Technology Used: Impala, Spark, spark SQL, Tez, Apache Drill
  • Hybrid Processing – It’s a combination of both batch and real-time processing needs.
Best example would be lambda architecture.
The Last Mile- Consumption
This layer consumes the output provided by processing layer. Different users like administrator, Business users, vendor, partners etc. can consume data in different format. Output of analysis can be consumed by recommendation engine or business processes can be triggered based on the analysis.
Different forms of data consumption are:
  • Export Data sets – There can be requirements for third party data set generation. Data sets can be generated using hive export or directly from HDFS.
  • Reporting and visualization – Different reporting and visualization tool scan connect to Hadoop using JDBC/ODBC connectivity to hive.
  • Data Exploration – Data scientist can build models and perform deep exploration in a sandbox environment.
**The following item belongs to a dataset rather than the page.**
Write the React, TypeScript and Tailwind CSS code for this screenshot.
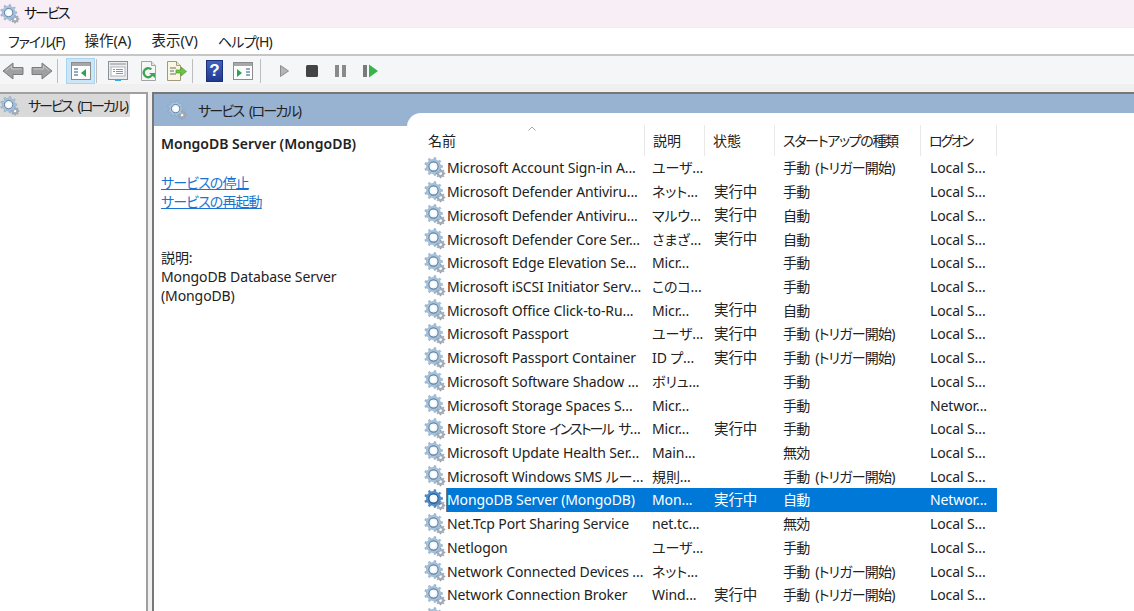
const JP = "font-['Noto_Sans','Noto_Sans_CJK_JP',sans-serif] [font-feature-settings:'palt']";

const rows = [
  ["Microsoft Account Sign-in A...", "ユーザ...", "", "手動 (トリガー開始)", "Local S..."],
  ["Microsoft Defender Antiviru...", "ネット...", "実行中", "手動", "Local S..."],
  ["Microsoft Defender Antiviru...", "マルウ...", "実行中", "自動", "Local S..."],
  ["Microsoft Defender Core Ser...", "さまざ...", "実行中", "自動", "Local S..."],
  ["Microsoft Edge Elevation Se...", "Micr...", "", "手動", "Local S..."],
  ["Microsoft iSCSI Initiator Serv...", "このコ...", "", "手動", "Local S..."],
  ["Microsoft Office Click-to-Ru...", "Micr...", "実行中", "自動", "Local S..."],
  ["Microsoft Passport", "ユーザ...", "実行中", "手動 (トリガー開始)", "Local S..."],
  ["Microsoft Passport Container", "ID プ...", "実行中", "手動 (トリガー開始)", "Local S..."],
  ["Microsoft Software Shadow ...", "ボリュ...", "", "手動", "Local S..."],
  ["Microsoft Storage Spaces S...", "Micr...", "", "手動", "Networ..."],
  ["Microsoft Store インストール サ...", "Micr...", "実行中", "手動", "Local S..."],
  ["Microsoft Update Health Ser...", "Main...", "", "無効", "Local S..."],
  ["Microsoft Windows SMS ルー...", "規則...", "", "手動 (トリガー開始)", "Local S..."],
  ["MongoDB Server (MongoDB)", "Mon...", "実行中", "自動", "Networ..."],
  ["Net.Tcp Port Sharing Service", "net.tc...", "", "無効", "Local S..."],
  ["Netlogon", "ユーザ...", "", "手動", "Local S..."],
  ["Network Connected Devices ...", "ネット...", "", "手動 (トリガー開始)", "Local S..."],
  ["Network Connection Broker", "Wind...", "実行中", "手動 (トリガー開始)", "Local S..."],
];

function gearPath(cx: number, cy: number, r: number, teeth: number) {
  let d = "";
  const step = (Math.PI * 2) / teeth;
  for (let i = 0; i < teeth; i++) {
    const a = i * step;
    const pts = [
      [a - step * 0.5, r * 0.78],
      [a - step * 0.22, r * 0.78],
      [a - step * 0.14, r],
      [a + step * 0.14, r],
      [a + step * 0.22, r * 0.78],
    ];
    pts.forEach(([t, q], j) => {
      d += `${i === 0 && j === 0 ? "M" : "L"}${(cx + Math.cos(t) * q).toFixed(2)} ${(cy + Math.sin(t) * q).toFixed(2)}`;
    });
  }
  return d + "Z";
}

function GearIcon({ size = 22, active = false }: { size?: number; active?: boolean }) {
  const main = active ? "#4f8fd0" : "#a6c3de";
  const edge = active ? "#2a69ab" : "#7d9cba";
  return (
    <svg width={size} height={size} viewBox="0 0 22 22" className="shrink-0">
      <path d={gearPath(16.5, 16.5, 4.6, 8)} fill="#a3adb7" stroke="#87919b" strokeWidth="0.4" />
      <circle cx="16.5" cy="16.5" r="1.4" fill="#fff" />
      <path d={gearPath(9.5, 9.5, 9, 9)} fill={main} stroke={edge} strokeWidth="0.5" />
      <circle cx="9.5" cy="9.5" r="4.6" fill="#f1f6fb" stroke={active ? "#1f4f86" : "#5f7f9f"} strokeWidth="1.1" />
      <circle cx="9.5" cy="9.5" r="2.4" fill="#fff" />
    </svg>
  );
}

function Arrow({ dir }: { dir: "left" | "right" }) {
  return (
    <svg width="22" height="18" viewBox="0 0 22 18" className={dir === "right" ? "" : "-scale-x-100"}>
      <path d="M1 5.5h10V1L21 9l-10 8v-4.5H1z" fill="#a0a0a0" stroke="#7c7c7c" strokeWidth="1" />
      <path d="M2.5 7h10V4L18 8.5" fill="none" stroke="#c9c9c9" strokeWidth="1" />
    </svg>
  );
}

function PaneIcon({ flip = false }: { flip?: boolean }) {
  return (
    <svg width="20" height="18" viewBox="0 0 20 18">
      <rect x="0.5" y="0.5" width="19" height="17" fill="#fdfdfd" stroke="#8c8c8c" />
      <rect x="1" y="1" width="18" height="3" fill="#a7a7a7" />
      {flip ? (
        <>
          <path d="M4 7l5 4-5 4z" fill="#2da44e" />
          <path d="M13 7h4M13 10h4M13 13h4" stroke="#6d8fb0" strokeWidth="1.4" />
        </>
      ) : (
        <>
          <path d="M15 7l-5 4 5 4z" fill="#2da44e" />
          <path d="M3 7h4M3 10h4M3 13h4" stroke="#6d8fb0" strokeWidth="1.4" />
        </>
      )}
    </svg>
  );
}

function PropsIcon() {
  return (
    <svg width="20" height="20" viewBox="0 0 20 20">
      <rect x="0.5" y="0.5" width="19" height="18" fill="#ececec" stroke="#8f8f8f" />
      <rect x="2" y="2" width="16" height="2" fill="#bdbdbd" />
      <rect x="3" y="6" width="14" height="9" fill="#fff" stroke="#a3b4c6" />
      <path d="M8 8.5h7M8 10.5h7M8 12.5h7M5 8.5h2M5 10.5h2" stroke="#7b97b5" />
      <path d="M7 19h6" stroke="#35a7e8" strokeWidth="2" />
    </svg>
  );
}

function RefreshIcon() {
  return (
    <svg width="20" height="20" viewBox="0 0 20 20">
      <path d="M2.5 0.5h10l4 4v15h-14z" fill="#f6f6f6" stroke="#a3a3a3" />
      <path d="M12.5 0.5v4h4" fill="#e5e5e5" stroke="#a3a3a3" />
      <path d="M13.5 13a4.5 4.5 0 1 1-1.2-4.6" fill="none" stroke="#3aa655" strokeWidth="2.4" />
      <path d="M10 12l6 0 0 5z" fill="#3aa655" />
    </svg>
  );
}

function ExportIcon() {
  return (
    <svg width="21" height="20" viewBox="0 0 21 20">
      <path d="M1.5 0.5h9l4 4v15h-13z" fill="#fbf7df" stroke="#a19a7c" />
      <path d="M10.5 0.5v4h4" fill="#eee8c5" stroke="#a19a7c" />
      <path d="M4 7h6M4 10h4M4 13h6" stroke="#5f6f80" strokeWidth="1.2" />
      <path d="M10 9h5V6l5.5 4.5L15 15v-3h-5z" fill="#6cc644" stroke="#4c9a2a" strokeWidth="0.7" />
    </svg>
  );
}

function HelpIcon() {
  return (
    <div className="w-[17px] h-[22px] bg-gradient-to-b from-[#3f62c4] to-[#22398f] border border-[#1b2f7a] flex items-center justify-center text-white text-[17px] font-bold font-['Liberation_Sans',sans-serif]">
      ?
    </div>
  );
}

function Toolbar() {
  return (
    <div className="h-[28px] pt-[2px] bg-[#f5f6f7] flex items-center pl-[2px]">
      <Arrow dir="left" />
      <div className="w-[7px]" />
      <Arrow dir="right" />
      <div className="w-px h-[24px] bg-[#bdbdbd] ml-[4px] mr-[8px]" />
      <div className="w-[29px] h-[26px] bg-[#cde6f7] border border-[#a9d4f2] flex items-center justify-center">
        <PaneIcon />
      </div>
      <div className="w-px h-[24px] bg-[#bdbdbd] ml-[1px] mr-[11px]" />
      <PropsIcon />
      <div className="w-[11px]" />
      <RefreshIcon />
      <div className="w-[7px]" />
      <ExportIcon />
      <div className="w-px h-[24px] bg-[#bdbdbd] ml-[5px] mr-[13px]" />
      <HelpIcon />
      <div className="w-[10px]" />
      <PaneIcon flip />
      <div className="w-px h-[24px] bg-[#bdbdbd] ml-[7px] mr-[12px]" />
      <svg width="130" height="16" viewBox="0 0 130 16">
        <path d="M7.5 2.5l8 5.5-8 5.5z" fill="#b5b5b5" stroke="#8d8d8d" />
        <rect x="33" y="2" width="12" height="12" rx="1.5" fill="#444" />
        <rect x="62" y="2" width="4" height="12" fill="#8a8a8a" />
        <rect x="69" y="2" width="4" height="12" fill="#8a8a8a" />
        <rect x="90" y="2" width="4" height="12" fill="#7a7a7a" />
        <path d="M96 1.5l9 6.5-9 6.5z" fill="#37b34a" />
      </svg>
    </div>
  );
}

function Header({ w, label, track = "" }: { w: string; label: string; track?: string }) {
  return (
    <div className={`${w} h-[31px] border-r border-[#e8e8e8] pl-[8px] flex items-center whitespace-nowrap ${track}`}>
      {label}
    </div>
  );
}

// the one name cell that mixes long katakana into latin text
function Name({ text }: { text: string }) {
  if (!text.includes("インストール")) return <>{text}</>;
  const [head, tail] = text.split("インストール サ");
  return (
    <>
      {head}
      <span className="tracking-[-1.9px] [word-spacing:4px]">インストール サ</span>
      {tail}
    </>
  );
}

export default function App() {
  return (
    <div className={`w-[1134px] h-[611px] overflow-hidden bg-white text-[14px] text-[#222] flex flex-col ${JP}`}>
      {/* title bar */}
      <div className="h-[27px] bg-[#f8eef6] flex items-center text-[#111]">
        <GearIcon size={20} />
        <span className="ml-[4px] -mt-[2px] tracking-[-2px]">サービス</span>
      </div>
      {/* menu */}
      <div className="h-[27px] flex items-center gap-[20px] pl-[8px] bg-white border-t border-[#eeeeee]">
        <span className="tracking-[-1.1px]">ファイル(F)</span>
        <span className="text-[14.5px]">操作(A)</span>
        <span className="text-[14.5px]">表示(V)</span>
        <span className="tracking-[-0.8px]">ヘルプ(H)</span>
      </div>
      <div className="h-[2px] bg-[#c6c6c6]" />
      <Toolbar />
      <div className="h-[8px] bg-[#f0f0f0]" />

      <div className="flex-1 flex min-h-0 bg-[#f0f0f0]">
        {/* tree */}
        <div className="w-[148px] bg-white border-t-2 border-r-2 border-[#a0a0a0]">
          <div className="h-[23px] w-[130px] bg-[#d9d9d9] flex items-center">
            <GearIcon size={20} />
            <span className="ml-[8px] whitespace-nowrap tracking-[-2.1px] [word-spacing:4px]">サービス (ローカル)</span>
          </div>
        </div>
        <div className="w-[4px]" />
        {/* main */}
        <div className="flex-1 flex border-t-2 border-l-2 border-[#777] bg-white min-w-0">
          <div className="w-[253px] shrink-0 flex flex-col">
            <div className="h-[32px] bg-[#98b2d1] flex items-center pl-[13px]">
              <GearIcon size={20} />
              <span className="ml-[11px] whitespace-nowrap tracking-[-1.8px] [word-spacing:4px]">サービス (ローカル)</span>
            </div>
            <div className="pl-[7px] pt-[7px] tracking-[-0.1px]">
              <div className="font-semibold tracking-normal">MongoDB Server (MongoDB)</div>
              <div className="mt-[19px] text-[#1a75d2] underline leading-[19px] tracking-[-0.9px]">
                <div>サービスの停止</div>
                <div>サービスの再起動</div>
              </div>
              <div className="mt-[37px] leading-[19px]">
                <div>説明:</div>
                <div>MongoDB Database Server</div>
                <div>(MongoDB)</div>
              </div>
            </div>
          </div>
          <div className="flex-1 flex flex-col min-w-0 bg-[#98b2d1] pt-[19px]">
            <div className="flex-1 bg-white rounded-tl-[14px] pl-[13px] pt-[12px] overflow-hidden relative">
              <svg width="8" height="5" viewBox="0 0 8 5" className="absolute left-[121px] top-[13px]">
                <path d="M0.5 4.5L4 1l3.5 3.5" fill="none" stroke="#a9a9a9" />
              </svg>
              <div className="flex">
                <Header w="w-[225px]" label="名前" />
                <Header w="w-[60px]" label="説明" />
                <Header w="w-[70px]" label="状態" />
                <Header w="w-[146px]" label="スタートアップの種類" track="tracking-[-1.3px]" />
                <Header w="w-[76px]" label="ログオン" track="tracking-[-2.2px]" />
              </div>
              {rows.map((r, i) => {
                const sel = r[0].startsWith("MongoDB");
                return (
                  <div key={i} className="flex h-[23.72px] items-center whitespace-nowrap tracking-[-0.1px]">
                    <div className="w-[4px]" />
                    <GearIcon size={22} active={sel} />
                    <div className={`flex flex-1 h-full items-center max-w-[551px] ${sel ? "bg-[#0078d7] text-white shadow-[inset_1px_0_0_#6b7c8c]" : ""}`}>
                      <div className="w-[199px] pl-px"><Name text={r[0]} /></div>
                      <div className="w-[61px] pl-[7px]">{r[1]}</div>
                      <div className="w-[69px] pl-[8px] text-[14.5px]">{r[2]}</div>
                      <div className="w-[147px] pl-[8px] tracking-[-0.8px] [word-spacing:3px]">{r[3]}</div>
                      <div className="w-[75px] pl-[8px]">{r[4]}</div>
                    </div>
                  </div>
                );
              })}
              <div className="flex h-[23.72px] pl-[4px]"><GearIcon size={22} /></div>
            </div>
          </div>
        </div>
      </div>
    </div>
  );
}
Sandbox can be a separate cluster (Recommended approach) or a separate schema within same cluster that contains subset of actual data.
  • Adhoc Querying – Adhoc or Interactive querying can be supported by using Hive, Impala or spark SQL.
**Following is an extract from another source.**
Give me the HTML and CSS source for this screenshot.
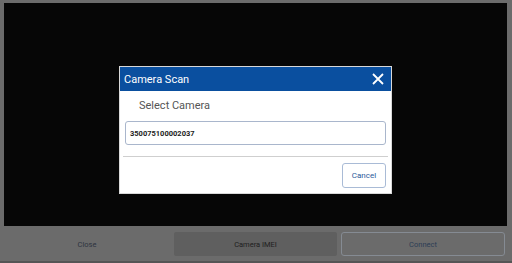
FILE: index.html
```html
<!DOCTYPE html>
<html>
<head>
<meta charset="utf-8">
<link rel="stylesheet" href="styles.css">
</head>
<body>
<div class="screen">
  <div class="stage">
    <div class="dialog">
      <div class="dlg-head">
        <span class="dlg-title">Camera Scan</span>
        <svg class="dlg-close" width="12" height="12" viewBox="0 0 12 12"><path d="M1 1L11 11M11 1L1 11" stroke="#fff" stroke-width="1.8" fill="none"/></svg>
      </div>
      <div class="dlg-body">
        <div class="dlg-label">Select Camera</div>
        <div class="dlg-input">350075100002037</div>
      </div>
      <div class="dlg-foot">
        <button class="btn-cancel">Cancel</button>
      </div>
    </div>
  </div>
  <div class="bar">
    <div class="bbtn plain">Close</div>
    <div class="bbtn filled">Camera IMEI</div>
    <div class="bbtn outline">Connect</div>
  </div>
</div>
</body>
</html>
```
FILE: styles.css
```css
html, body { margin: 0; padding: 0; }
body {
  width: 512px; height: 263px; overflow: hidden;
  background: #6b6b6b;
  font-family: Roboto, "Liberation Sans", sans-serif;
}
.screen {
  display: flex; flex-direction: column;
  height: 263px; box-sizing: border-box;
  padding: 3px 5px 0 4px;
  border-bottom: 2px solid #555;
}
.stage {
  flex: 0 0 223px;
  background: #060606;
  display: flex; justify-content: center; align-items: flex-start;
  padding-top: 63px; box-sizing: border-box;
}
.dialog {
  width: 273px;
  background: #fff;
  border: 1px solid #d8d8d8;
  box-sizing: border-box;
}
.dlg-head {
  height: 24px; background: #0a4f9f;
  display: flex; align-items: center; justify-content: space-between;
  padding: 0 7px 0 4px;
}
.dlg-title { color: #fff; font-size: 11px; }
.dlg-close { display: block; }
.dlg-body { padding: 8px 2px 11px; border-bottom: 1px solid #cfcfcf; margin: 0 3px; }
.dlg-label { color: #555; font-size: 11px; padding-left: 14px; height: 14px; line-height: 14px; margin-bottom: 8px; }
.dlg-input {
  height: 24px; box-sizing: border-box;
  border: 1px solid #a9b6cc; border-radius: 3px;
  font-size: 7.5px; font-weight: bold; color: #222;
  display: flex; align-items: center; padding-left: 4px;
}
.dlg-foot { display: flex; justify-content: flex-end; padding: 6px 5px 5px; }
.btn-cancel {
  width: 44px; height: 25px;
  background: #fff; border: 1px solid #a9bbd6; border-radius: 3px;
  color: #2a5a9a; font-size: 8px; font-family: inherit; padding: 0;
}
.bar {
  flex: 1;
  display: grid; grid-template-columns: 166px 163px 164px; column-gap: 4px;
  padding: 6px 0 0 0;
  align-items: start;
}
.bbtn {
  height: 24px; box-sizing: border-box;
  display: flex; align-items: center; justify-content: center;
  font-size: 7.5px;
}
.plain { color: #2e3440; }
.filled { background: #5f5f5f; color: #1e1e1e; border-radius: 2px; }
.outline { border: 1px solid #858b93; border-radius: 3px; color: #2c3d55; }
```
  And finally, the key thing to remember in designing BigData Architecture are:
  • Dynamics of use case: There a number of scenarios as illustrated in the article which need to be considered while designing the architecture – form and frequency of data, Type of data, Type of processing and analytics required.
  • Myriad of technologies: Proliferation of tools in the market has led to a lot of confusion around what to use and when, there are multiple technologies offering similar features and claiming to be better than the others.